Xylitol is a sugar alcohol used as a sugar replacement.
Unlike synthetically produced sugar-replacements, xylitol is a natural product harvested from a variety of different plants.
This non-sugar sweetener has been a great alternative to sugar; preventing blood sugar spikes and providing low-calorie sweet options.
But, limited research has also shown that xylitol has the potential to provide several other health benefits. Including – oral health and skin condition.
More clinical studies must be done to prove its full effects, but the future for xylitol in the health world looks promising.
What Is Xylitol And How Can It Benefit Your Health?
Xylitol is a sugar alcohol and non-sugar sweetener.
The substance is an natural alcohol derived from several fruits, vegetables, and trees. The most common sources of xylitol are Birchwood trees and corncobs (1).
This sugar alcohol is a common ingredient in natural oral care products. However, its frequently used as a sweetener in recipes and drinks, but also sugar-free chewing gums, candies, mints, diabetes-friendly foods.

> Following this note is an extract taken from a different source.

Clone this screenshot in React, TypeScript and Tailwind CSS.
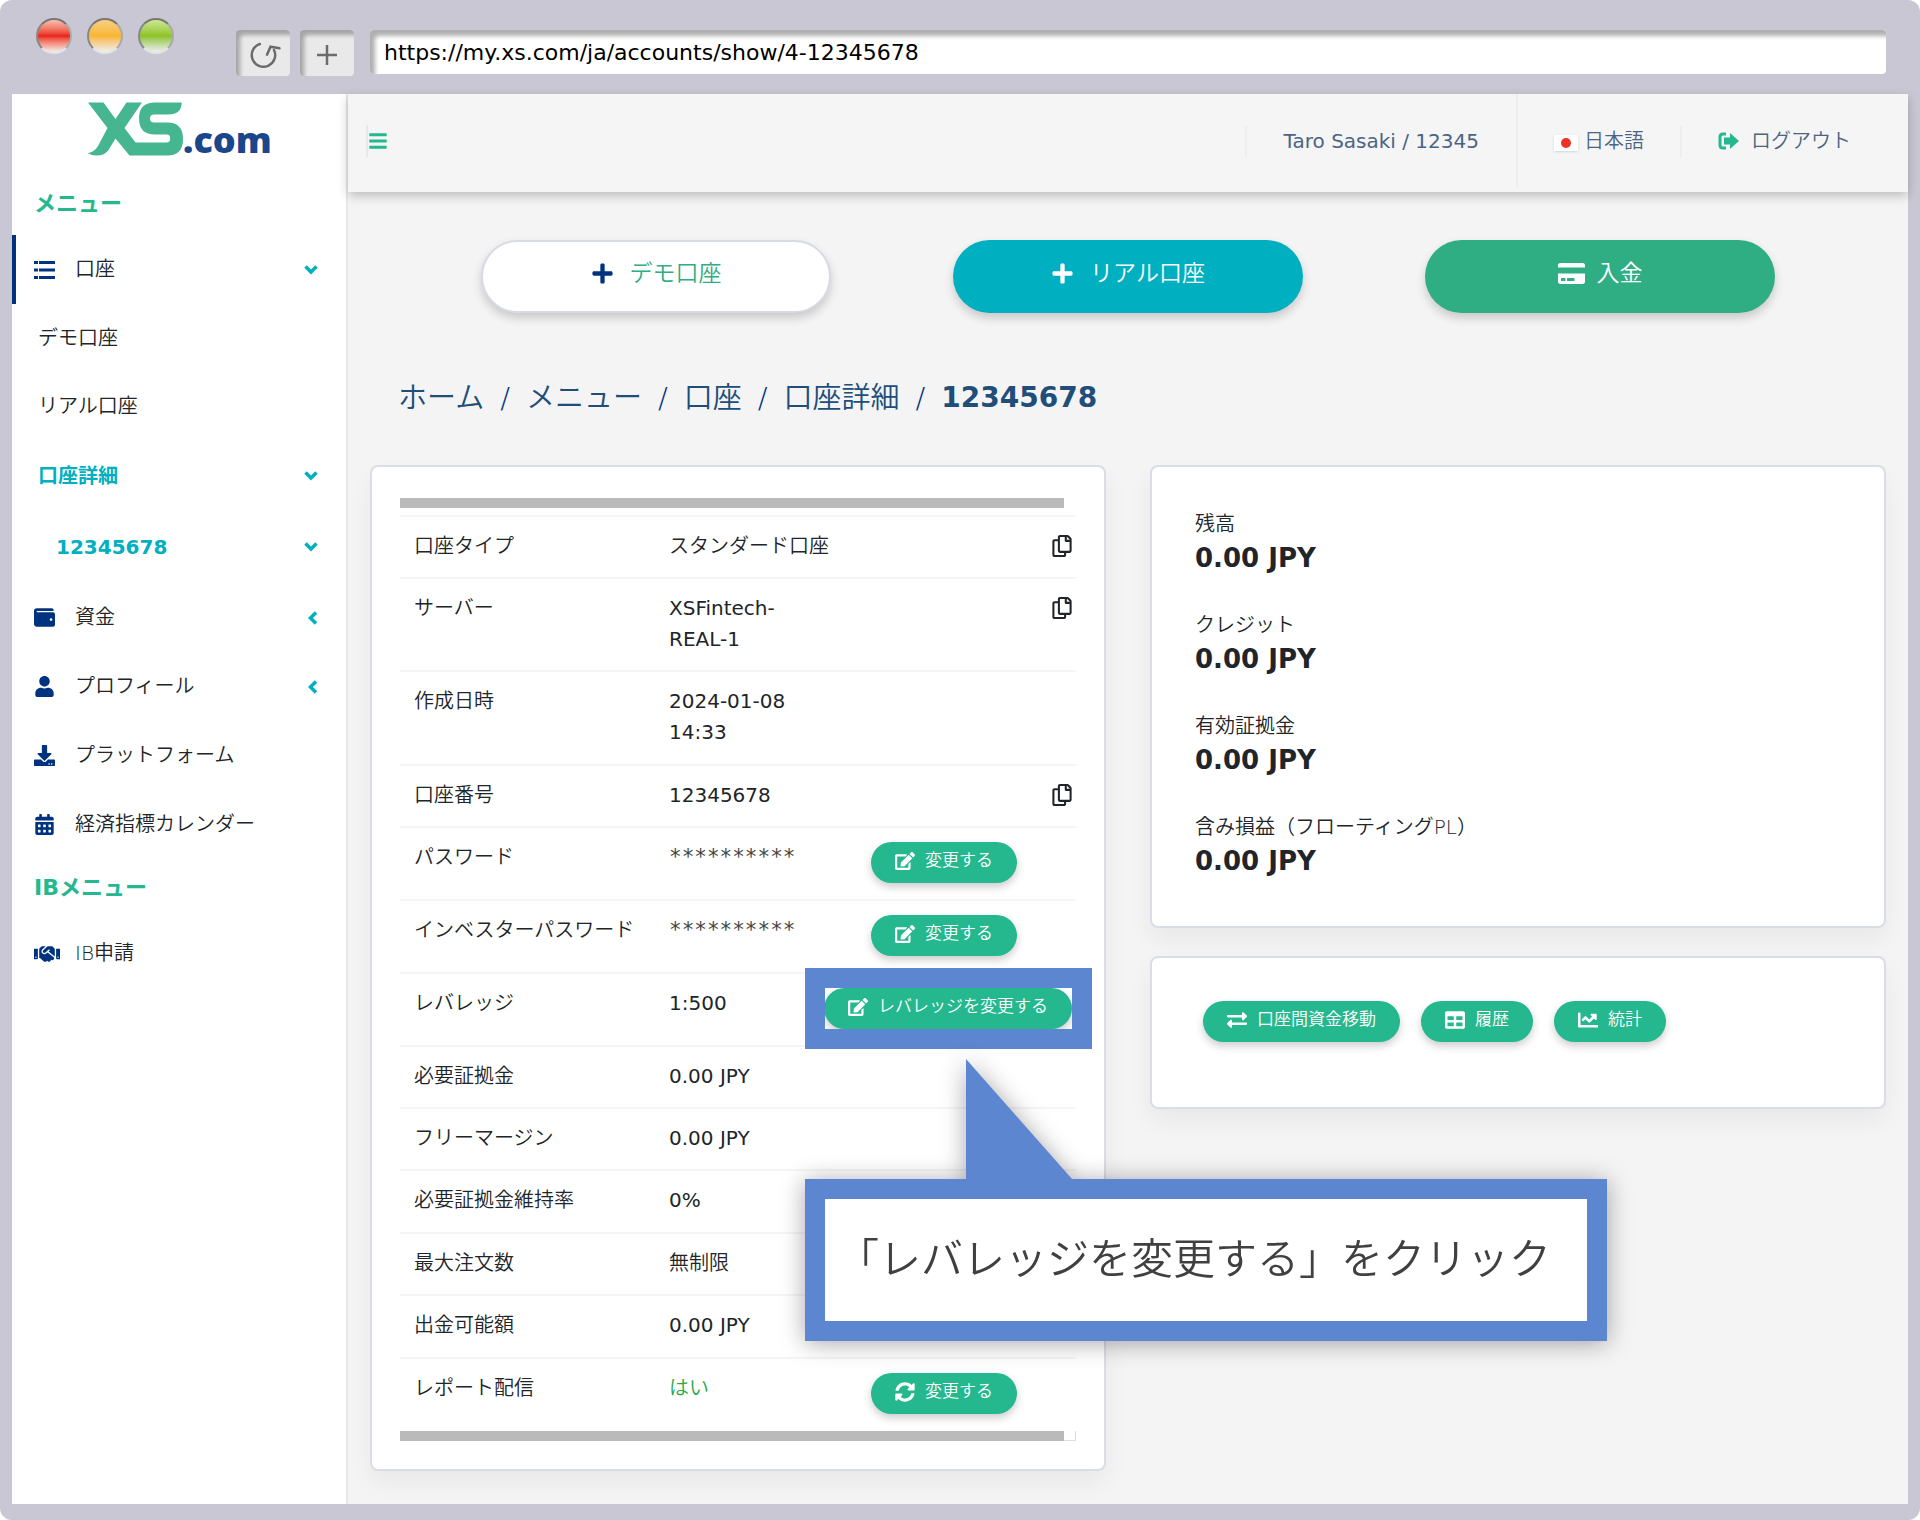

And though it looks and taste like sugar, it cannot be metabolized by harmful bacteria. This is because xylitol cannot be processed by bacteria like sugar, it limits the production of toxins and plaques from bacteria digestion (1). Plaque, being the root cause of several diseases in the body when build-up occurs.
With access to limited food sources, pathogenic bacteria will starve and die.
Additionally, this sugar alcohol has been connected to other positive health outcomes like improving oral health and the condition of skin.
The Benefits of Xylitol
Xylitol provides several benefits; though more studies are needed to know it’s true potential.
Many benefits are linked to its ability to help regulate blood sugar spikes and evade harmful bacteria. Unlike sugar.
The four most recognized benefits of xylitol include – having a low glycemic index, preventing other bacterial infections, improving oral health, and improve skin strength and condition.
- Has A Low Glycemic Index
Having a low glycemic index is what xylitol is most known for.
As a non-sugar sweetener, it doesn’t cause spikes in blood sugar. Also, it doesn’t cause spikes in insulin release (2).
There are several sugar alternatives on the market, but xylitol is one of the only natural sugar alcohol options out there.
- Beneficial For Oral Health
Xylitol has shown promising results in its ability to maintain proper oral health.
And though it looks and tastes like sugar, it cannot be metabolized by the bacteria of the mouth.
This sugar alternative cannot be processed by bacteria like sugar, it limits the production of plaque.
Also, it reduces bacteria in the mouth as it limits their main food source, the pathogens will first stave and die (1).
- May Boost Collagen Production
One of the most surprising benefits of xylitol is its potential to boost collagen production.
Collagen is the most abundant protein in the body but is found primarily in the skin and connective tissue (1).
Increased collagen production can improve skin strength and reduce the effects of aging.
There are currently no exact intake recommendations for xylitol, but studies have suggested a rough maximum intake per day.
These studies indicate that up to 30 tablespoons (400 grams) of xylitol can be consumed per day without negative side effects (1).
Potential side effects
Xylitol is tolerated well by the general population,.
However, some may experience digestive side effects when too much is consumed or consumed too quickly.
Digestive discomfort can occur two ways when consuming too much xylitol/sugar alcohols:
- Causes excess water to be pulled into the intestine
- Excess sugar alcohols are fermented by gut bacteria
Both excess water and fermentation causes bloating and diarrhea. Fermentation of xylitol also lead to gas (1).
As far as research has shown moderate, long-term intake of xylitol is safe (1).
Seek advice from a medical professional
It is always important to seek the advice of a trusted medical professional if you experience discomfort when using a new health product.